The honest odds (read this part)
A site arguing for consolidation owes you the failure data, so here it is:
- Across a century of American attempts (1902–2010), only about 27 of 105 city–county consolidation referendums passed, roughly a 15% success rate. The National League of Cities puts rejection at about three-fourths of attempts.
- Only around forty consolidated governments exist in the entire country. Most communities that study the idea never even reach a ballot.
- The University of Kentucky's own scholarship on the Lexington merger (W.E. Lyons) identified the killer variable: if either affected government is hostile, that alone is usually enough to sink the entire effort.
- The most rigorous academic comparison, nine consolidated governments matched against nine similar unconsolidated ones (Leland & Thurmaier, 2010), found no systematic evidence of cost savings.

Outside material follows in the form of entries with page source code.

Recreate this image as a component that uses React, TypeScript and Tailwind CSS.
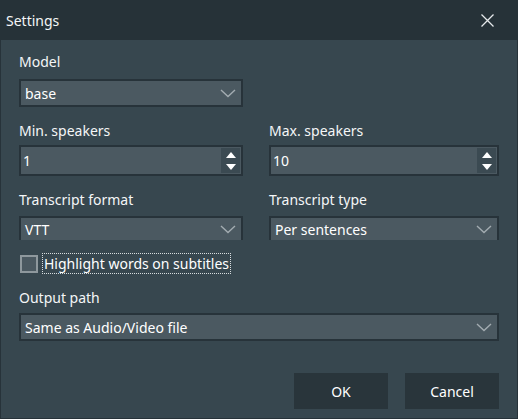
import React from 'react';

const font = { fontFamily: '"Noto Sans", "Open Sans", sans-serif' };

function Chevron() {
    return (
        <svg width="16" height="9" viewBox="0 0 16 9" className="shrink-0">
            <path d="M1 1 L8 7.5 L15 1" fill="none" stroke="#a3acb1" strokeWidth="1.4" />
        </svg>
    );
}

function Combo({ value, height = 'h-[28px]', noBottom = false }: { value: string; height?: string; noBottom?: boolean }) {
    return (
        <div
            className={`flex items-center justify-between ${height} bg-[#4b5961] border-2 border-[#27333a] ${noBottom ? 'border-b-0' : ''} pl-[4px] pr-[5px] text-white text-[14px]`}
        >
            <span>{value}</span>
            <Chevron />
        </div>
    );
}

function SpinBox({ value }: { value: string }) {
    return (
        <div className="flex items-stretch h-[31px] bg-[#4b5961] border-2 border-[#27333a] text-white text-[14px]">
            <div className="flex-1 flex items-center pl-[2px]">{value}</div>
            <div className="w-[19px] mr-[1px] my-[1px] flex flex-col items-center justify-center gap-[6px] bg-[#3b4a52]">
                <svg width="10" height="6" viewBox="0 0 10 6">
                    <path d="M0 6 L5 0 L10 6 Z" fill="#ffffff" />
                </svg>
                <svg width="10" height="6" viewBox="0 0 10 6">
                    <path d="M0 0 L10 0 L5 6 Z" fill="#ffffff" />
                </svg>
            </div>
        </div>
    );
}

function Label({ children }: { children: React.ReactNode }) {
    return <div className="h-[20px] leading-[20px] text-[14px] text-[#f4f6f7]">{children}</div>;
}

export default function App() {
    return (
        <div className="w-[518px] h-[419px] flex flex-col bg-[#37474f]" style={font}>
            {/* Title bar */}
            <div className="h-[40px] shrink-0 flex items-center justify-between bg-[#263238] pl-[6px] pr-[24px]">
                <span className="text-[14px] text-[#f4f6f7]">Settings</span>
                <svg width="13" height="13" viewBox="0 0 13 13">
                    <path d="M0.5 0.5 L12.5 12.5 M12.5 0.5 L0.5 12.5" stroke="#e6e9eb" strokeWidth="1.3" />
                </svg>
            </div>

            {/* Body */}
            <div className="flex-1 flex flex-col border-x border-b border-[#27333a] pt-[12px] pl-[18px] pr-[18px]">
                <Label>Model</Label>
                <div className="w-[224px] mt-[7px]">
                    <Combo value="base" />
                </div>

                <div className="grid grid-cols-[224px_230px] gap-x-[26px] mt-[14px]">
                    <div>
                        <Label>Min. speakers</Label>
                        <div className="mt-[4px]">
                            <SpinBox value="1" />
                        </div>
                    </div>
                    <div>
                        <Label>Max. speakers</Label>
                        <div className="mt-[4px]">
                            <SpinBox value="10" />
                        </div>
                    </div>
                </div>

                <div className="grid grid-cols-[224px_230px] gap-x-[26px] mt-[14px]">
                    <div>
                        <Label>Transcript format</Label>
                        <div className="mt-[6px]">
                            <Combo value="VTT" height="h-[24px]" noBottom />
                        </div>
                    </div>
                    <div>
                        <Label>Transcript type</Label>
                        <div className="mt-[6px]">
                            <Combo value="Per sentences" height="h-[24px]" noBottom />
                        </div>
                    </div>
                </div>

                {/* Checkbox */}
                <div className="flex items-center h-[21px] mt-[13px]">
                    <div className="w-[18px] h-[18px] ml-[1px] border-2 border-[#8e989d] bg-[#4b5961]" />
                    <div className="ml-[4px] h-[21px] flex items-center px-[1px] border border-dotted border-[#d8dde0] text-[14px] text-white">
                        Highlight words on subtitles
                    </div>
                </div>

                <div className="mt-[14px]">
                    <Label>Output path</Label>
                </div>
                <div className="mt-[5px]">
                    <Combo value="Same as Audio/Video file" />
                </div>

                {/* Buttons */}
                <div className="flex justify-end gap-[17px] mt-[32px]">
                    <button className="w-[94px] h-[36px] bg-[#29353b] text-white text-[14px]">OK</button>
                    <button className="w-[94px] h-[36px] bg-[#29353b] text-white text-[14px]">Cancel</button>
                </div>
            </div>
        </div>
    );
}
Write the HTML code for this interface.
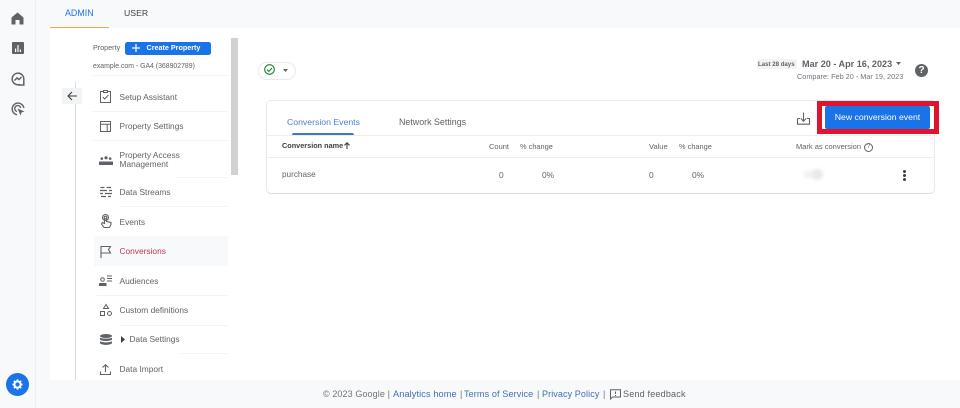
<!DOCTYPE html>
<html><head><meta charset="utf-8"><style>
html,body{margin:0;padding:0}
body{width:960px;height:408px;overflow:hidden;position:relative;background:#fff;font-family:"Liberation Sans",sans-serif;color:#5f6368;filter:blur(.3px)}
.a{position:absolute;white-space:nowrap}
.t{position:absolute;white-space:nowrap;font-size:8.350px;line-height:10px;color:#5f6368}
.h{position:absolute;height:1px;background:#f1f3f4}
svg{position:absolute;overflow:visible}
</style></head><body>
<div class="a" style="left:0;top:0;width:960px;height:28px;background:#f8f9fa"></div>
<div class="a" style="left:0;top:0;width:50px;height:408px;background:#f8f9fa"></div>
<div class="a" style="left:0;top:380px;width:960px;height:28px;background:#f8f9fa"></div>
<div class="a" style="left:0;top:0;width:35px;height:408px;background:#f8f9fa;border-right:1px solid #eceef0"></div>

<svg style="left:11px;top:12px" width="13" height="13" viewBox="0 0 13 13"><path d="M6.500 .5L12.500 5.500V12.500H8.500V8H4.500V12.500H.5V5.500Z" fill="#5f6368"/></svg>
<svg style="left:12px;top:42px" width="12" height="12" viewBox="0 0 12 12"><rect width="12" height="12" rx="1" fill="#5f6368"/><path d="M3 6.500h1.200V10H3zM5.400 3h1.200v7H5.400zM7.800 7.500H9V10H7.800z" fill="#fff"/></svg>
<svg style="left:11px;top:72px" width="14" height="14" viewBox="0 0 14 14" fill="none" stroke="#5f6368" stroke-width="1.500"><path d="M9 12.400A5.800 5.800 0 1 1 12.800 7V13H7"/><path d="M3.500 8.500L6 6l2 1.500 2.500-2.500"/></svg>
<svg style="left:11px;top:102px" width="14" height="14" viewBox="0 0 14 14" fill="none" stroke="#5f6368" stroke-width="1.400"><path d="M6 12.800A5.900 5.900 0 1 1 12.900 6"/><path d="M6 9.500A3 3 0 1 1 9.700 6"/><path d="M6.500 6.500L13.500 9.500 10.500 10.500 9.500 13.500Z" fill="#5f6368" stroke="none"/></svg>
<div class="a" style="left:6px;top:373px;width:23px;height:23px;border-radius:50%;background:#1a73e8"></div>
<svg style="left:12px;top:379px" width="11" height="11" viewBox="0 0 12 12"><circle cx="6" cy="6" r="3.400" fill="none" stroke="#fff" stroke-width="2.200"/><path d="M6 .5V2.500M6 9.500V11.500M.5 6H2.500M9.500 6H11.500M2.100 2.100L3.500 3.500M8.500 8.500L9.900 9.900M2.100 9.900L3.500 8.500M8.500 3.500L9.900 2.100" stroke="#fff" stroke-width="2"/></svg>

<div class="a" style="left:65px;top:7px;font-size:8.900px;line-height:12px;color:#1a73e8">ADMIN</div>
<div class="a" style="left:124px;top:7px;font-size:8.700px;line-height:12px;color:#3c4043">USER</div>
<div class="a" style="left:50px;top:27px;width:59px;height:1px;background:#f0a94a"></div>

<div class="t" style="left:93px;top:43px;font-size:7.200px">Property</div>
<div class="a" style="left:125px;top:41.500px;width:86px;height:13px;border-radius:2.500px;background:#1a73e8"></div>
<svg style="left:132px;top:44px" width="8" height="8"><path d="M4 0V8M0 4H8" stroke="#fff" stroke-width="1.200"/></svg>
<div class="a" style="left:146.500px;top:43px;font-size:7.200px;line-height:10px;font-weight:bold;color:#fff">Create Property</div>
<div class="t" style="left:93px;top:62px;font-size:6.900px">example.com - GA4 (368902789)</div>
<div class="h" style="left:93px;top:75px;width:135px"></div>

<div class="a" style="left:75px;top:82px;width:1px;height:298px;background:#dadce0"></div>
<div class="a" style="left:62px;top:88px;width:20px;height:16px;background:#f1f3f4;border-radius:1px"></div>
<svg style="left:67px;top:91px" width="10" height="10" viewBox="0 0 10 10" fill="none" stroke="#3c4043" stroke-width="1.100"><path d="M10 5H1M5 1L1 5l4 4"/></svg>

<div class="a" style="left:231px;top:38px;width:7px;height:137px;background:#d0d1d2"></div>

<svg style="left:100px;top:90px" width="11" height="13" viewBox="0 0 11 13" fill="none" stroke="#5f6368"><path d="M3.500 1.500H.5V12.500H10.500V1.500H7.500"/><rect x="3.500" y=".5" width="4" height="2"/><path d="M2.800 7l2 2L8.300 5"/></svg>
<div class="t" style="left:119.500px;top:92px">Setup Assistant</div>
<div class="h" style="left:93px;top:111px;width:135px"></div>

<svg style="left:100px;top:121px" width="11" height="11" viewBox="0 0 11 11" fill="none" stroke="#5f6368"><rect x=".5" y=".5" width="10" height="10"/><path d="M.5 3.200H10.500M7.200 3.200V10.500"/></svg>
<div class="t" style="left:119.500px;top:121px">Property Settings</div>
<div class="h" style="left:93px;top:140px;width:135px"></div>

<svg style="left:99px;top:156px" width="14" height="9" viewBox="0 0 14 9" fill="#5f6368"><circle cx="7" cy="1.800" r="1.600"/><circle cx="2.800" cy="2.600" r="1.300"/><circle cx="11.200" cy="2.600" r="1.300"/><path d="M0 5.500h14V9H0z"/></svg>
<div class="t" style="left:119.500px;top:150.500px;line-height:9.500px">Property Access<br>Management</div>
<div class="h" style="left:176px;top:177px;width:52px"></div>

<svg style="left:100px;top:186px" width="12" height="12" viewBox="0 0 12 12" stroke="#5f6368" stroke-width="1.200" fill="none"><path d="M.5 1.500H4.500M6.500 1.500H11M0 4.500H7M9 4.500H12M0 7.500H3M5 7.500H12M1 10.500H6M8 10.500H11"/></svg>
<div class="t" style="left:119.500px;top:187px">Data Streams</div>
<div class="h" style="left:120px;top:206px;width:108px"></div>

<svg style="left:100px;top:214px" width="12" height="15" viewBox="0 0 12 15" fill="none" stroke="#5f6368" stroke-width="1.100"><circle cx="5.500" cy="3.500" r="3"/><circle cx="5.500" cy="3.500" r="1.300"/><path d="M4.500 4V9.500L2.500 8.500 1.500 10 4 13.500H9.500L11 10.500V8.500L6.500 7.500V4"/></svg>
<div class="t" style="left:119.500px;top:216.500px">Events</div>

<div class="a" style="left:94px;top:236px;width:134px;height:30px;background:#f8f9fa"></div>
<svg style="left:100px;top:245px" width="11" height="13" viewBox="0 0 11 13" fill="none" stroke="#5f6368" stroke-width="1.100"><path d="M1 13V1.500H10.500L8.500 4.500 10.500 8H1"/></svg>
<div class="t" style="left:119.500px;top:246px;color:#b5395a">Conversions</div>

<svg style="left:99px;top:275px" width="13" height="11" viewBox="0 0 13 11" fill="none" stroke="#5f6368" stroke-width="1"><circle cx="3.500" cy="4.500" r="1.800"/><path d="M.5 10.500V8.500H7V10.500Z" fill="#5f6368"/><path d="M8 1h5M8 3.500h5M8 6h5"/></svg>
<div class="t" style="left:119.500px;top:276px">Audiences</div>
<div class="h" style="left:97px;top:295px;width:131px"></div>

<svg style="left:100px;top:304px" width="12" height="12" viewBox="0 0 12 12" fill="none" stroke="#5f6368"><path d="M6 .5L8.500 4.500H3.500Z"/><rect x=".5" y="7.500" width="4" height="4"/><circle cx="9.500" cy="9.500" r="2"/></svg>
<div class="t" style="left:119.500px;top:305px">Custom definitions</div>
<div class="h" style="left:120px;top:325px;width:108px"></div>

<svg style="left:100px;top:334px" width="12" height="11" viewBox="0 0 12 11" fill="#5f6368"><ellipse cx="6" cy="2" rx="6" ry="2"/><path d="M0 3.500C1 5 11 5 12 3.500V5.500C11 7.500 1 7.500 0 5.500ZM0 7C1 8.800 11 8.800 12 7V9C11 11.500 1 11.500 0 9Z"/></svg>
<svg style="left:120.500px;top:336px" width="4" height="7"><path d="M0 0L4 3.500 0 7Z" fill="#3c4043"/></svg>
<div class="t" style="left:129.500px;top:334px">Data Settings</div>
<div class="h" style="left:180px;top:353px;width:48px"></div>

<svg style="left:100px;top:364px" width="11" height="11" viewBox="0 0 11 11" fill="none" stroke="#5f6368" stroke-width="1.100"><path d="M.5 7.500V10.500H10.500V7.500M5.500 8V1M2.500 3.500L5.500 .8 8.500 3.500"/></svg>
<div class="t" style="left:119.500px;top:364px">Data Import</div>

<div class="a" style="left:258px;top:61.500px;width:36px;height:16px;border:1px solid #e8eaed;border-radius:9px;background:#fff"></div>
<svg style="left:264px;top:64px" width="11" height="11" viewBox="0 0 11 11" fill="none" stroke="#188038" stroke-width="1.100"><circle cx="5.500" cy="5.500" r="4.800"/><path d="M3 5.700l1.800 1.800L8 4"/></svg>
<svg style="left:283px;top:68.500px" width="5" height="3"><path d="M0 0H5L2.500 3Z" fill="#5f6368"/></svg>

<div class="a" style="left:757px;top:59px;width:40px;height:10px;background:#f1f3f4;border-radius:2px"></div>
<div class="a" style="left:758px;top:59.500px;font-size:6.100px;line-height:9px;font-weight:bold;color:#5f6368">Last 28 days</div>
<div class="a" style="left:802px;top:58px;font-size:9.100px;line-height:12px;font-weight:bold;color:#5f6368">Mar 20 - Apr 16, 2023</div>
<svg style="left:896px;top:62px" width="5" height="3"><path d="M0 0H5L2.500 3Z" fill="#5f6368"/></svg>
<div class="a" style="left:797px;top:72px;font-size:7.300px;line-height:10px;color:#70757a">Compare: Feb 20 - Mar 19, 2023</div>
<div class="a" style="left:915px;top:64px;width:13px;height:13px;border-radius:50%;background:#5f6368;color:#fff;font-size:10px;line-height:13px;text-align:center;font-weight:bold">?</div>

<div class="a" style="left:266px;top:100px;width:667px;height:92px;border:1px solid #e8eaed;border-bottom-color:#dadce0;border-radius:5px;background:#fff"></div>
<div class="t" style="left:287px;top:117px;font-size:8.700px;line-height:11px;color:#4a80d0">Conversion Events</div>
<div class="a" style="left:292px;top:133px;width:62px;height:2px;background:#3b78c9;border-radius:2px 2px 0 0"></div>
<div class="t" style="left:399px;top:117px;font-size:8.900px;line-height:11px">Network Settings</div>
<div class="h" style="left:267px;top:135px;width:667px;background:#eceef0"></div>
<div class="h" style="left:267px;top:157px;width:667px;background:#eceef0"></div>

<div class="a" style="left:282px;top:141px;font-size:7.300px;line-height:10px;font-weight:bold;color:#3c4043">Conversion name</div>
<svg style="left:344px;top:142px" width="6" height="7" viewBox="0 0 6 7" fill="none" stroke="#3c4043" stroke-width="1.100"><path d="M3 7V.8M.5 3.300L3 .8l2.500 2.500"/></svg>
<div class="t" style="left:489px;top:141.500px;font-size:7.500px">Count</div>
<div class="t" style="left:520px;top:141.500px;font-size:7.400px">% change</div>
<div class="t" style="left:649px;top:141.500px;font-size:7.500px">Value</div>
<div class="t" style="left:679px;top:141.500px;font-size:7.400px">% change</div>
<div class="t" style="left:796px;top:141.500px;font-size:7.500px">Mark as conversion</div>
<div class="a" style="left:864px;top:142.500px;width:7px;height:7px;border:1px solid #5f6368;border-radius:50%;font-size:6px;line-height:7px;text-align:center">?</div>

<div class="t" style="left:282px;top:170px;font-size:8.200px">purchase</div>
<div class="t" style="left:499px;top:170px;font-size:8.400px">0</div>
<div class="t" style="left:542px;top:170px;font-size:8.400px">0%</div>
<div class="t" style="left:649px;top:170px;font-size:8.400px">0</div>
<div class="t" style="left:692px;top:170px;font-size:8.400px">0%</div>
<div class="a" style="left:803px;top:171px;width:18px;height:7px;border-radius:4px;background:#f1f3f4;filter:blur(1.500px)"></div>
<div class="a" style="left:812px;top:169px;width:11px;height:11px;border-radius:50%;background:#e8eaed;filter:blur(1.500px)"></div>
<div class="a" style="left:903px;top:170px;width:3px;height:3px;border-radius:50%;background:#3c4043;box-shadow:0 4px 0 #3c4043,0 8px 0 #3c4043"></div>

<svg style="left:797px;top:112px" width="13" height="13" viewBox="0 0 13 13" fill="none" stroke="#5f6368" stroke-width="1.100"><path d="M.5 6.500V12.200H12.500V6.500H10M3 6.500H.5M6.500 .5V9M3.800 6.500L6.500 9.200 9.200 6.500"/></svg>

<div class="a" style="left:817px;top:101px;width:122px;height:33px;background:#e0142c"></div>
<div class="a" style="left:822px;top:106px;width:112px;height:23px;background:#fff"></div>
<div class="a" style="left:825px;top:106px;width:105px;height:23px;background:#1a73e8;border-radius:2px"></div>
<div class="a" style="left:825px;top:106px;width:105px;height:23px;line-height:23px;text-align:center;color:#fff;font-size:8.700px">New conversion event</div>

<div class="a" style="left:323px;top:389px;font-size:9px;line-height:11px;letter-spacing:.1px;color:#70757a">© 2023 Google |</div>
<div class="a" style="left:393px;top:389px;font-size:9.200px;line-height:11px;letter-spacing:.1px;color:#3f6fb5">Analytics home</div>
<div class="a" style="left:460px;top:389px;font-size:9px;line-height:11px;color:#70757a">|</div>
<div class="a" style="left:464px;top:389px;font-size:9.100px;line-height:11px;letter-spacing:.1px;color:#3f6fb5">Terms of Service</div>
<div class="a" style="left:537px;top:389px;font-size:9px;line-height:11px;color:#70757a">|</div>
<div class="a" style="left:542px;top:389px;font-size:9px;line-height:11px;letter-spacing:.1px;color:#3f6fb5">Privacy Policy</div>
<div class="a" style="left:603px;top:389px;font-size:9px;line-height:11px;color:#70757a">|</div>
<svg style="left:610px;top:389px" width="11" height="11" viewBox="0 0 11 11" fill="none" stroke="#5f6368"><path d="M.5 .8H10.500V8H2.500L.5 10Z"/><path d="M5.500 2.500V5M5.500 6V7"/></svg>
<div class="a" style="left:623px;top:389px;font-size:9px;line-height:11px;letter-spacing:.2px;color:#5f6368">Send feedback</div>
</body></html>
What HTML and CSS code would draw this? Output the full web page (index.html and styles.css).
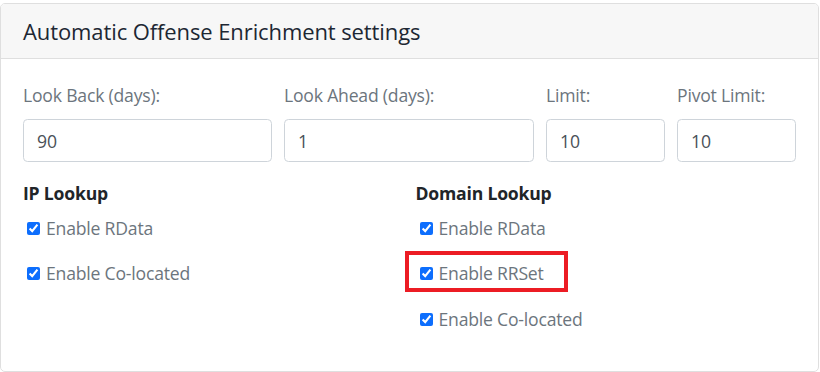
FILE: index.html
```html
<!DOCTYPE html>
<html lang="en">
<head>
    <meta charset="UTF-8">
    <title>Automatic Offense Enrichment settings</title>
    <link rel="stylesheet" href="styles.css">
</head>
<body>

    <div class="card">
        <div class="card-header">
            <h5>Automatic Offense Enrichment settings</h5>
        </div>
        <div class="card-body">
            <div class="field-row">
                <div class="field">
                    <label for="look-back">Look Back (days):</label>
                    <input type="text" id="look-back" value="90">
                </div>
                <div class="field">
                    <label for="look-ahead">Look Ahead (days):</label>
                    <input type="text" id="look-ahead" value="1">
                </div>
                <div class="field">
                    <label for="limit">Limit:</label>
                    <input type="text" id="limit" value="10">
                </div>
                <div class="field">
                    <label for="pivot-limit">Pivot Limit:</label>
                    <input type="text" id="pivot-limit" value="10">
                </div>
            </div>

            <div class="lookup-row">
                <div class="lookup">
                    <h6>IP Lookup</h6>
                    <div class="check-list">
                        <label class="check"><input type="checkbox" checked> Enable RData</label>
                        <label class="check"><input type="checkbox" checked> Enable Co-located</label>
                    </div>
                </div>
                <div class="lookup">
                    <h6>Domain Lookup</h6>
                    <div class="check-list">
                        <label class="check"><input type="checkbox" checked> Enable RData</label>
                        <label class="check highlight"><input type="checkbox" checked> Enable RRSet</label>
                        <label class="check"><input type="checkbox" checked> Enable Co-located</label>
                    </div>
                </div>
            </div>
        </div>
    </div>

</body>
</html>
```

FILE: styles.css
```css
body { font-family: "Open Sans", "Noto Sans", sans-serif; font-size: 17.6px; margin: 0; padding-top: 3px; background-color: #fff; color: #212529; }
.card { width: 819px; height: 369px; box-sizing: border-box; border: 1px solid #dfdfdf; border-radius: 5px; overflow: hidden; }
.card-header { height: 55px; box-sizing: border-box; display: flex; align-items: center; padding: 0 22px; background-color: #f7f7f7; border-bottom: 1px solid #dfdfdf; }
h5 { margin: 0; font-size: 22px; font-weight: 500; line-height: 26px; letter-spacing: -0.1px; color: #1d2733; }
.card-body { padding: 23px 22px 0 22px; }
.field-row { display: grid; grid-template-columns: 249px 250px 119px 119px; gap: 12px; }
.field label { display: block; line-height: 26px; margin-bottom: 11px; letter-spacing: -0.2px; color: #6c757d; }
.field input { width: 100%; height: 43px; box-sizing: border-box; padding: 0 13px; font-family: inherit; font-size: 17.6px; color: #495057; border: 1px solid #ced4da; border-radius: 4.4px; }
.lookup-row { display: grid; grid-template-columns: 1fr 1fr; gap: 12px; margin-top: 18px; }
h6 { margin: 0 0 9px 0; font-size: 17.6px; font-weight: 700; line-height: 26px; letter-spacing: -0.2px; color: #212529; }
.check-list { display: flex; flex-direction: column; gap: 19px; align-items: flex-start; }
.check { display: inline-flex; align-items: center; line-height: 26.4px; letter-spacing: -0.2px; color: #6c757d; position: relative; }
.check input { width: 13px; height: 13px; margin: 0 6px 0 4px; accent-color: #0d6efd; }
.highlight::after { content: ""; position: absolute; left: -11px; top: -9px; width: 163px; height: 41px; box-sizing: border-box; border: 4px solid #ec1c24; }
```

The same study found consolidated governments consistently outperformed their comparisons on economic development in the following decade, though other econometric studies (including one examining Kentucky's own mergers) found no significant effect. We present that finding as one major study's result, not a consensus.
Every failure pattern in the research is a design input for our four-rung ladder. Referendums fail when they're rushed, so the ladder starts with years of shared services. They fail when a smaller community feels swallowed, so Coal Run Village holds a literal statutory veto. They fail when promised savings don't materialize, so we never promise savings. The communities that passed consolidation, from Lexington to Princeton, did it by building the coalition first and voting second. That is the entire strategy of this project: a coalition-building tool, not an ambush.
Every claim above is cited on the Sources page, including the studies that disagree with us.